There may be days when I look in the mirror and feel like a failure. Sometimes, I want to give up.  Then, I remember the strength it took to get me to this point in my life.

 
I remember I AM ENOUGH.

 

 

 

 

Thursday, September 4, 2014

The Storm

There comes a time when despite your best efforts to avoid further chaos in your life, you are faced with a crisis.  Regardless of your emotional state, you have to find a way to maintain your sanity and weather the storm.  In my case, it just so happens that this crisis involved my father.  He will be turning 85 on September 20th.  As far as someone who is 84 is concerned, he is in good health.  However, he does suffer with terrible memory loss, and has occasionally been known to pass out.  A few weeks ago, for a reason that is unclear, he proceeded down to the basement in his house, lost his balance, and fell.  The floor in the basement is essentially concrete.  By the time I heard about it, he was in the ER at the hospital nearby, and was just a mess. 
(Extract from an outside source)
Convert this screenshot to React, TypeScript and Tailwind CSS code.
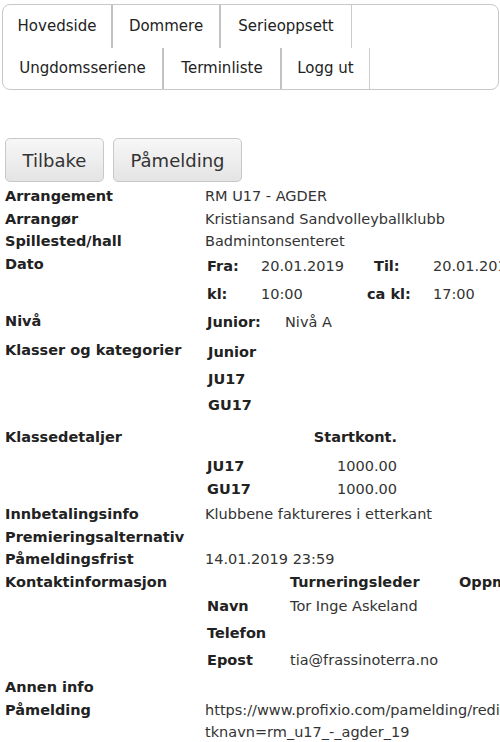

Ever since my mom passed away, and I was institutionalized, I find it extremely difficult to set foot in any hospital.  Let alone the one that had me committed.  Walking into that place brought back every unpleasant feeling that I had been trying to avoid.  On top of those feelings of sheer terror, and the burning in my stomach, you can add the fear that I was also going to lose my dad.  I’m just not ready for that.  I know nobody is ever ready to lose a loved one, but since I still haven’t recovered from losing my mom and my brother, I am even less likely to recover from the loss of my father. 

Thankfully, when I entered the ER where he was being treated, I knew that he was awake and fairly aware.  He was confused, and kept talking about strange things.  However, judging by the enormous cut on his head, and his torn up little body, this was no shock to me.  I so wanted to stay with him, and talk him through this.  Yet, I so needed to get out of there.  It’s a horrible, horrible feeling.  Knowing that you can’t be there for someone 100% because you are so lost in the maze of your own fears. 

Since that day, my dad has been moved a couple of times, and has had surgery on his neck.  They removed 4 sections of his neck and replaced them with metal rods.  Had he not had the surgery, and he fell again, he would have been paralyzed.  His current status is that he has physical therapy every day.  He is in a neck brace, his right hand is broken, and his left hand still hasn’t returned to a functional state. 

Every time we go see him, he recalls a letter that I wrote him this year for Father’s Day.  I decided that I wasn’t going to get him a card, I was going to write him a heartfelt letter.  Apparently, he had forgotten about it, and discovered it on his desk a few days before his accident.  He cries every time he recalls my words.  He said to me, “Boy, you’re a real writer.  I didn’t know you felt that way.  I feel the same way about you”.   Despite myself, I had to smile.  I knew that now he was truly aware of my feelings for him.  The best part?  I knew that he was proud of me, and now looked at me in a new way, because he knows I have writing skills.  What an amazing gift to receive through such a tragedy. 

I still have tremendous difficulty going to see him.  It’s very hard to see the one person that has always been your Superman, in that state.  Not to mention, I have to deal with the possibility of seeing family members that I have severed ties with.  If I can’t get there to see him, we call him and one of the nurses holds the phone up to his ear.  We are hoping he is released before his birthday.  I am working through my fear, and with the support of my husband, I hope to come to terms with the situation.  I love my father, and I am grateful that he now knows without a shadow of a doubt how much. 

True strength is not necessarily found where you would hope.  It is found in the subtle nuances of your daily life.  Every day that you wake up, and summon the energy to live, you are finding strength.  Now that you have lived through another catastrophe, you can breathe a sigh of relief. 

 

Dedicated to the memory of

Robin Williams

And

Joan Rivers

Thank you for the laughter.  You will be missed.